> _WHAT IS BEING ASKED_
Up to and including the line containing "const yel = (v: ReactNode, align: Align", please reproduce the lines of the listing below, starting from the top.

......

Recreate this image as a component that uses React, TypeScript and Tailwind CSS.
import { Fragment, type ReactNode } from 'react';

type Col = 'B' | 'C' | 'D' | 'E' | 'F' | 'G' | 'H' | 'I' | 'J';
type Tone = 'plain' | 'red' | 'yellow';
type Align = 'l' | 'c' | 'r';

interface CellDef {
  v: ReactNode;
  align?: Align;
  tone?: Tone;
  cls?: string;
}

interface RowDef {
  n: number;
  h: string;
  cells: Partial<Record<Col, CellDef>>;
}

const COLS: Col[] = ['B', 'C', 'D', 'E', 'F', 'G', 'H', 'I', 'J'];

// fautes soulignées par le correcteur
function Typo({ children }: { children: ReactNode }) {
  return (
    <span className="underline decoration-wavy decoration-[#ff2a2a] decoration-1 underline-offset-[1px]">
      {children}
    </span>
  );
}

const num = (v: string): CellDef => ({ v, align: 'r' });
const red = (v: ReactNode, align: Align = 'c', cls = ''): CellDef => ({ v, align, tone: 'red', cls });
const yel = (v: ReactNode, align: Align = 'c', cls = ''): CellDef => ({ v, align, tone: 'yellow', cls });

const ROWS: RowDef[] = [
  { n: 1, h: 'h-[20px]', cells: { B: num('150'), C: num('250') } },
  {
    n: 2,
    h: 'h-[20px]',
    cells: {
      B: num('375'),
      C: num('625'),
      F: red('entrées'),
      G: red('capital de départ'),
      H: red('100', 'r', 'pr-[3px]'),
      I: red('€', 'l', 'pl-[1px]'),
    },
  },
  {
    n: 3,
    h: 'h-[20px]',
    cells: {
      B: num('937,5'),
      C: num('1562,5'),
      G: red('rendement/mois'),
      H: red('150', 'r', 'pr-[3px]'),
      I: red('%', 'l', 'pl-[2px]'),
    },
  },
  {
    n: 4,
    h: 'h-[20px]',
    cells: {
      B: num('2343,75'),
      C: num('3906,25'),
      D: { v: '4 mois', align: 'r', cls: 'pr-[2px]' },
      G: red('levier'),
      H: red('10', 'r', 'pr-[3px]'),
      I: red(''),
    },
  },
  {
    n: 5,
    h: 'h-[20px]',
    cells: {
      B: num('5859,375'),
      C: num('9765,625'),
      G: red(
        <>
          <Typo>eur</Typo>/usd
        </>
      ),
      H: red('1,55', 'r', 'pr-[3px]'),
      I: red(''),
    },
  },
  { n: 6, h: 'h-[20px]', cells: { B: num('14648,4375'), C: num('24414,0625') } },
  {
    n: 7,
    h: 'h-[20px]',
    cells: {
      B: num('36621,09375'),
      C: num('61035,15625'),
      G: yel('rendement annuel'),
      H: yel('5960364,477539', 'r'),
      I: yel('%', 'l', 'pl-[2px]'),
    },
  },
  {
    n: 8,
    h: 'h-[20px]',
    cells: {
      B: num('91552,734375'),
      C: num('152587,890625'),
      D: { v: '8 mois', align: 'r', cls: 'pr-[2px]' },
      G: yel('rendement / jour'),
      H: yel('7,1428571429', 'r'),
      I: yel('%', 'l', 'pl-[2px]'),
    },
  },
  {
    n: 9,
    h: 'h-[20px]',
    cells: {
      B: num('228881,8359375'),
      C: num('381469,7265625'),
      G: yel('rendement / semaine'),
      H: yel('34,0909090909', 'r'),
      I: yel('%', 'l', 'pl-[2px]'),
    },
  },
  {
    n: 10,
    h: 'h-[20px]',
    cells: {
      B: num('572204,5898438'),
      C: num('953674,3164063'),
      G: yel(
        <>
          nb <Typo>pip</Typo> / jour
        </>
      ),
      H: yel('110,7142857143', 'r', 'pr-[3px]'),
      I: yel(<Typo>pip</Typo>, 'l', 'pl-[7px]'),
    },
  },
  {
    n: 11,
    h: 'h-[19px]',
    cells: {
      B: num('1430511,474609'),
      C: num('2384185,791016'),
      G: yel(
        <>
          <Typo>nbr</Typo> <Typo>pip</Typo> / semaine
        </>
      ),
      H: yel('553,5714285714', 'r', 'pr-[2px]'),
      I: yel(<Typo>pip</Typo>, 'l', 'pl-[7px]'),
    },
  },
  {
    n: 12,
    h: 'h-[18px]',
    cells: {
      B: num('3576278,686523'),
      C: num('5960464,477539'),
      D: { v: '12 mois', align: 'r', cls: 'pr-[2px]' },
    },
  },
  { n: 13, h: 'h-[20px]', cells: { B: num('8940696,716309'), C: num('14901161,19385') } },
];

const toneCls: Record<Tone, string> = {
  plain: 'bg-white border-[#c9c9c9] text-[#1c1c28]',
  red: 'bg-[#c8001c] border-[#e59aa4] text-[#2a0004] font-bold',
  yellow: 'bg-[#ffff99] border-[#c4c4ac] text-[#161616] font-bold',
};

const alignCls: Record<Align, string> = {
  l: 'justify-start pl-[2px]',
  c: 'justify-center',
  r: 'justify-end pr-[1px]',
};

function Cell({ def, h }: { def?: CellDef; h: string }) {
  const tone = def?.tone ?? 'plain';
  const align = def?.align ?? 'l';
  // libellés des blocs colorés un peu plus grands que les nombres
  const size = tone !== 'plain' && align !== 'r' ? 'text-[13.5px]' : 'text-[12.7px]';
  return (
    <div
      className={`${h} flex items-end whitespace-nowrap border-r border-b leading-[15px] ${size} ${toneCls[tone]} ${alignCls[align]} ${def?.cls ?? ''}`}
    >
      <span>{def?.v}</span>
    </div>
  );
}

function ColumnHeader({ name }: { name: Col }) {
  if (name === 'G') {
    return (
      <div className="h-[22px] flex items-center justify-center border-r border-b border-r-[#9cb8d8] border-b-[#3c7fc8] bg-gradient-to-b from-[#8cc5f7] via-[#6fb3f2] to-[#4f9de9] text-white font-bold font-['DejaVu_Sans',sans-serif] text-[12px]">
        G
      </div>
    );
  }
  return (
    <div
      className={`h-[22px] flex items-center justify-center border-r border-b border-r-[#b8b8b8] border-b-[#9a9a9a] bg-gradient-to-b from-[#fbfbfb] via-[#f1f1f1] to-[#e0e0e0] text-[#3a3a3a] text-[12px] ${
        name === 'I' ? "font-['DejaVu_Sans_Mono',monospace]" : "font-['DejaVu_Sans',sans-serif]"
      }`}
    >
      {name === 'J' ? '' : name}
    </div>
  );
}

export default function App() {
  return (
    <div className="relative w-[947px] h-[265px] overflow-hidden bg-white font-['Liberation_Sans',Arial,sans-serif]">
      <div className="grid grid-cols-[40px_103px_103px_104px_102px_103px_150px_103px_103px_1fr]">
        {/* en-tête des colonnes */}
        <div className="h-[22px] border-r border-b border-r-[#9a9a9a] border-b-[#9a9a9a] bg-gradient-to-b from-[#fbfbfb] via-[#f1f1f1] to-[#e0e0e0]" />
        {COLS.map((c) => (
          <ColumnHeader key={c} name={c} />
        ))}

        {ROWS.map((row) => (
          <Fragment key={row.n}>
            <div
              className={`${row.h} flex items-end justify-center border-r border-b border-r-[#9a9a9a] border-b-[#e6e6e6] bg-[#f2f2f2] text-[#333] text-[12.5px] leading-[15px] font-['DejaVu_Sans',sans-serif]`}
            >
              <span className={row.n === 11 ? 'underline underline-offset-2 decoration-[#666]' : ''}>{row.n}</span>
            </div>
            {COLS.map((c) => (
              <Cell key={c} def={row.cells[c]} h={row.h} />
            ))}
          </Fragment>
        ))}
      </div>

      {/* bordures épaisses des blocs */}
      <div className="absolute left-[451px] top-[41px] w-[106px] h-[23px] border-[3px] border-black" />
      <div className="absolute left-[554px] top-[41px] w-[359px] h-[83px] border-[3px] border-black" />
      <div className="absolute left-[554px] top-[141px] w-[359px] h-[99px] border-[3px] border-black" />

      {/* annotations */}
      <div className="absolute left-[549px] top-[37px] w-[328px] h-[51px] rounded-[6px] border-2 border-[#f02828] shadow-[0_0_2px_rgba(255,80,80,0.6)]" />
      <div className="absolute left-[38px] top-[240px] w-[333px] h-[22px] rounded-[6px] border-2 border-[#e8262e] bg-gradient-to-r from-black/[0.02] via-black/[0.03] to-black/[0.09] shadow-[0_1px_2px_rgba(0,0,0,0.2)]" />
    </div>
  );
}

......

> _RESPONSE FOR THIS EXERCISE_
Recreate this image as a component that uses React, TypeScript and Tailwind CSS.
import { Fragment, type ReactNode } from 'react';

type Col = 'B' | 'C' | 'D' | 'E' | 'F' | 'G' | 'H' | 'I' | 'J';
type Tone = 'plain' | 'red' | 'yellow';
type Align = 'l' | 'c' | 'r';

interface CellDef {
  v: ReactNode;
  align?: Align;
  tone?: Tone;
  cls?: string;
}

interface RowDef {
  n: number;
  h: string;
  cells: Partial<Record<Col, CellDef>>;
}

const COLS: Col[] = ['B', 'C', 'D', 'E', 'F', 'G', 'H', 'I', 'J'];

// fautes soulignées par le correcteur
function Typo({ children }: { children: ReactNode }) {
  return (
    <span className="underline decoration-wavy decoration-[#ff2a2a] decoration-1 underline-offset-[1px]">
      {children}
    </span>
  );
}

const num = (v: string): CellDef => ({ v, align: 'r' });
const red = (v: ReactNode, align: Align = 'c', cls = ''): CellDef => ({ v, align, tone: 'red', cls });
const yel = (v: ReactNode, align: Align = 'c', cls = ''): CellDef => ({ v, align, tone: 'yellow', cls });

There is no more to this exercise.